In the broadest terms, I am interested in whence new biological functions arise and how they evolve. My works approaches these questions at the molecular level through the study of recently evolved, or young, genes.
Young genes are defined as loci that came into being within the last few million years and therefore are only present in a particular subset of species within a given taxonomic group. Most of these young genes arose through some kind of duplication mechanism, by which an extra copy of an already existing gene is generated. The recent origin of these genes makes them excellent candidates for the study of how new biological phenomena arise and evolve since the molecular signatures and functional consequences of their evolution have not yet been totally obscured by the long march of geological time. Furthermore, since young genes are only present in a few species of a given genus, this creates opportunities to use comparative methods to detect differences between closely related species that either do or do not have the new loci.
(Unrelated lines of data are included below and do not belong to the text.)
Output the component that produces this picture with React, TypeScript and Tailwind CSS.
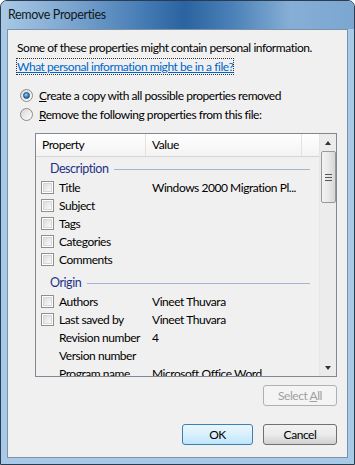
import React from 'react'

type Row = { label: string; value?: string; check?: boolean }

const description: Row[] = [
  { label: 'Title', value: 'Windows 2000 Migration Pl...', check: true },
  { label: 'Subject', check: true },
  { label: 'Tags', check: true },
  { label: 'Categories', check: true },
  { label: 'Comments', check: true },
]

const origin: Row[] = [
  { label: 'Authors', value: 'Vineet Thuvara', check: true },
  { label: 'Last saved by', value: 'Vineet Thuvara', check: true },
  { label: 'Revision number', value: '4' },
  { label: 'Version number' },
  { label: 'Program name', value: 'Microsoft Office Word' },
]

function Checkbox() {
  return (
    <div className="w-[13px] h-[13px] shrink-0 border border-[#8f8f8f] bg-white p-[1px]">
      <div className="w-full h-full border border-[#d6d6d6] bg-gradient-to-br from-[#dcdcdc] to-[#fbfbfb]" />
    </div>
  )
}

function Radio({ on }: { on?: boolean }) {
  return (
    <div className="w-[13px] h-[13px] shrink-0 rounded-full border border-[#8b8b8b] bg-gradient-to-br from-[#d8d8d8] to-[#fdfdfd] flex items-center justify-center">
      {on && (
        <div className="w-[7px] h-[7px] rounded-full border border-[#1a4f80] bg-[radial-gradient(circle_at_40%_35%,#9fd3f5,#2a78b8_60%,#104a80)]" />
      )}
    </div>
  )
}

function Group({ title, className = '' }: { title: string; className?: string }) {
  return (
    <div className={`h-[22px] flex items-center pl-[14px] pr-[9px] ${className}`}>
      <span className="text-[#1e3287] text-[12.5px] whitespace-nowrap">{title}</span>
      <div className="flex-1 h-px bg-[#a7b4d3] ml-[6px]" />
    </div>
  )
}

function PropRow({ r }: { r: Row }) {
  return (
    <div className="h-[18px] flex items-center">
      <div className="w-[23px] pl-[5px] flex items-center">{r.check && <Checkbox />}</div>
      <span className="w-[93px] whitespace-nowrap">{r.label}</span>
      <span className="whitespace-nowrap">{r.value}</span>
    </div>
  )
}

function Button({ children, kind }: { children: React.ReactNode; kind: 'ok' | 'normal' | 'disabled' }) {
  const style =
    kind === 'ok'
      ? 'border-[#3c7fb1] bg-gradient-to-b from-[#eaf6fd] via-[#d9f0fc] to-[#bee6fd] text-black'
      : kind === 'disabled'
        ? 'border-[#adb2b5] bg-[#f4f4f4] text-[#a0a0a0]'
        : 'border-[#707070] bg-gradient-to-b from-[#f2f2f2] via-[#ebebeb] to-[#d0d0d0] text-black'
  return (
    <div className={`h-[21px] rounded-[3px] border flex items-center justify-center ${style} ${kind === 'ok' ? 'w-[71px]' : 'w-[74px]'}`}>
      {children}
    </div>
  )
}

export default function App() {
  return (
    <div
      className="w-[355px] h-[465px] flex flex-col rounded-t-[7px] border border-[#2b3b50] bg-[#a9c9e8] text-[12px] tracking-[-0.45px] text-black overflow-hidden"
      style={{ fontFamily: 'Lato, "Liberation Sans", sans-serif' }}
    >
      <div className="h-[28px] shrink-0 flex items-center pl-[7px] bg-[linear-gradient(to_right,#a9c9e6_0%,#7ba5cf_20%,#4b80b8_38%,#2a63a0_52%,#4c82b8_66%,#86afd6_82%,#7aa6d0_100%)]">
        <span className="text-[12.5px] tracking-[-0.35px] text-[#101820]">Remove Properties</span>
      </div>
      <div className="flex-1 ml-[6px] mr-[6px] mb-[6px] border border-[#7d92a8] bg-[#f0f0f0] flex flex-col px-[9px] pt-[8px]">
        <div className="h-[19px] flex items-center whitespace-nowrap">Some of these properties might contain personal information.</div>
        <div className="h-[19px] flex items-center whitespace-nowrap">
          <span className="text-[#0066cc] underline outline-1 outline-dotted outline-[#333] leading-[15px]">
            What personal information might be in a file?
          </span>
        </div>
        <div className="h-[19px] mt-[10px] flex items-center gap-[6px] pl-[3px] whitespace-nowrap">
          <Radio on />
          <span>
            <span className="underline">C</span>reate a copy with all possible properties removed
          </span>
        </div>
        <div className="h-[19px] flex items-center gap-[6px] pl-[3px] whitespace-nowrap">
          <Radio />
          <span>
            <span className="underline">R</span>emove the following properties from this file:
          </span>
        </div>
        <div className="ml-[18px] mr-[1px] mt-[9px] h-[244px] shrink-0 border border-[#828790] bg-[#f0f0f0] flex overflow-hidden">
          <div className="flex-1 flex flex-col overflow-hidden">
            <div className="h-[23px] shrink-0 flex border-b border-[#d5d5d5] bg-gradient-to-b from-white to-[#f3f3f3]">
              <div className="w-[110px] pl-[6px] flex items-center border-r border-[#e2e2e2]">Property</div>
              <div className="w-[156px] pl-[6px] flex items-center border-r border-[#e2e2e2]">Value</div>
              <div className="flex-1" />
            </div>
            <Group title="Description" className="mt-[3px]" />
            {description.map((r) => (
              <PropRow key={r.label} r={r} />
            ))}
            <Group title="Origin" className="mt-[5px]" />
            {origin.map((r) => (
              <PropRow key={r.label} r={r} />
            ))}
          </div>
          <div className="w-[17px] shrink-0 bg-[#ececec] border-l border-[#e6e6e6] flex flex-col items-center">
            <div className="h-[17px] w-full flex items-center justify-center">
              <div className="w-0 h-0 border-l-[3px] border-r-[3px] border-b-[4px] border-l-transparent border-r-transparent border-b-[#333]" />
            </div>
            <div className="w-[15px] h-[52px] rounded-[2px] border border-[#989898] bg-gradient-to-r from-[#f3f3f3] via-[#e8e8e8] to-[#d6d6d6] flex flex-col items-center justify-center gap-[2px]">
              <div className="w-[7px] h-px bg-[#555]" />
              <div className="w-[7px] h-px bg-[#555]" />
              <div className="w-[7px] h-px bg-[#555]" />
            </div>
            <div className="flex-1" />
            <div className="h-[17px] w-full flex items-center justify-center">
              <div className="w-0 h-0 border-l-[3px] border-r-[3px] border-t-[4px] border-l-transparent border-r-transparent border-t-[#333]" />
            </div>
          </div>
        </div>
        <div className="flex justify-end mt-[8px] pr-[1px]">
          <Button kind="disabled">
            <span>
              Select <span className="underline">A</span>ll
            </span>
          </Button>
        </div>
        <div className="flex justify-end gap-[10px] mt-[18px] pr-[1px]">
          <Button kind="ok">OK</Button>
          <Button kind="normal">Cancel</Button>
        </div>
      </div>
    </div>
  )
}
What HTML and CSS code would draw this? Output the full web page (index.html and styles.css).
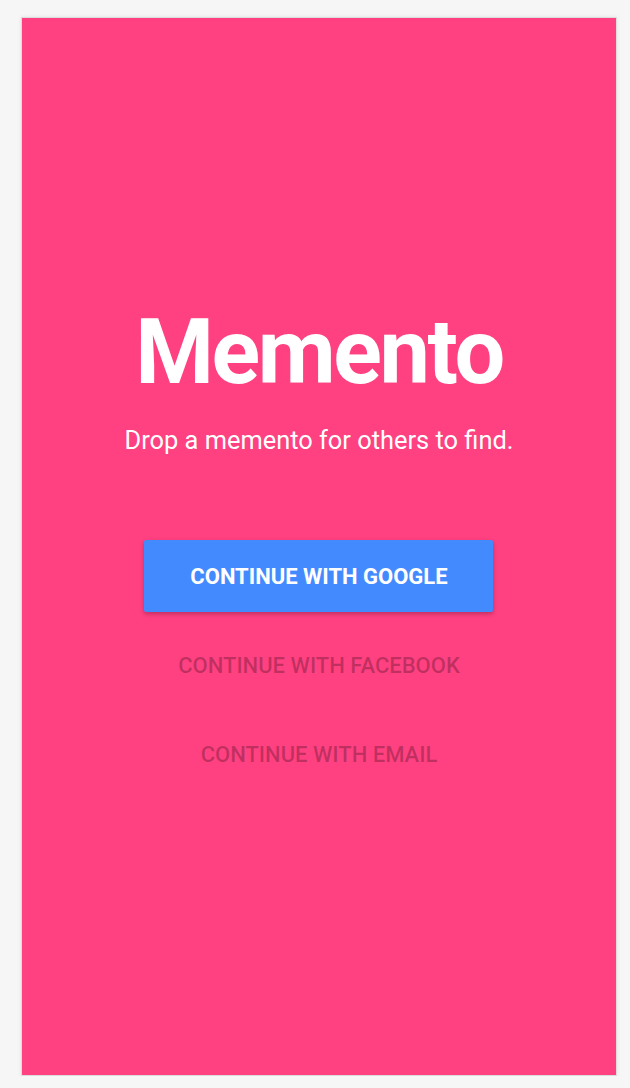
FILE: index.html
```html
<!DOCTYPE html>
<html>
<head>
<meta charset="utf-8">
<link rel="stylesheet" href="styles.css">
</head>
<body>
<div class="screen">
  <div class="content">
    <h1 class="title">Memento</h1>
    <p class="tagline">Drop a memento for others to find.</p>
    <div class="actions">
      <button class="btn btn-google">CONTINUE WITH GOOGLE</button>
      <button class="btn btn-flat">CONTINUE WITH FACEBOOK</button>
      <button class="btn btn-flat">CONTINUE WITH EMAIL</button>
    </div>
  </div>
</div>
</body>
</html>
```
FILE: styles.css
```css
html, body {
  margin: 0;
  padding: 0;
}
body {
  background: #f6f6f6;
  padding: 17px 0 0 21px;
  font-family: Roboto, "Liberation Sans", sans-serif;
}
.screen {
  box-sizing: border-box;
  width: 596px;
  height: 1059px;
  background: #ff4081;
  border: 1px solid #dcdcdc;
  box-shadow: 0 0 4px rgba(0,0,0,0.08);
  display: flex;
  flex-direction: column;
  align-items: center;
}
.content {
  margin-top: 282px;
  display: flex;
  flex-direction: column;
  align-items: center;
}
.title {
  margin: 0;
  font-size: 90px;
  font-weight: 700;
  color: #fff;
  line-height: 106px;
  letter-spacing: -2.4px;
}
.tagline {
  margin: 19px 0 0;
  color: #fff;
  font-size: 25.4px;
  line-height: 30px;
}
.actions {
  margin-top: 85px;
  display: flex;
  flex-direction: column;
  align-items: center;
  gap: 17px;
}
.btn {
  width: 349px;
  height: 72px;
  border: none;
  border-radius: 2px;
  font-family: Roboto, "Liberation Sans", sans-serif;
  font-size: 22px;
  background: transparent;
  padding: 0;
}
.btn-google {
  background: #448aff;
  color: #fff;
  font-weight: 700;
  box-shadow: 0 2px 4px rgba(0,0,0,0.25);
}
.btn-flat {
  color: rgba(0,0,0,0.26);
  font-weight: 500;
}
```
Most of our work in Manyuan Long’s laboratory focuses on these young genes in the fruit fly genus Drosophila because of the wealth of experimental and computational tools available in this group.
The majority of my graduate study has focused on a recently arisen Drosophila gene called Zeus. The Zeus gene arose via a type of duplication called a retroposition approximately 5 million years ago on the lineage leading to Drosophila melanogaster, the classic model organism, and its closest relatives. Thus far, we have discovered that after a period of very rapid molecular evolution, Zeus acquired crucial roles in the development and function of the male reproductive system in fruit flies. Furthermore, at the molecular level, Zeus seems to be acting as some sort of regulatory protein, interacting with a large network of genes across the genome. The study of this gene has therefore opened up new possibilities to shed light on precisely how a new gene, after its initial origination, integrates into a network of gene-gene interactions to influence the phenotype of an organism. My ongoing work uses a genome-wide approach to map this network of Zeus targets not only in Drosophila melanogaster, but also in its sister species, Drosophila simulans. These experiments will thus allow us to understand the tempo and extent to which these functional gene networks evolve over relatively short timescales. I am also working on mapping the targets of Zeus’s parent gene, Caf40, in order to gain insights into how Zeus’s function has diverged and become unique since its origination.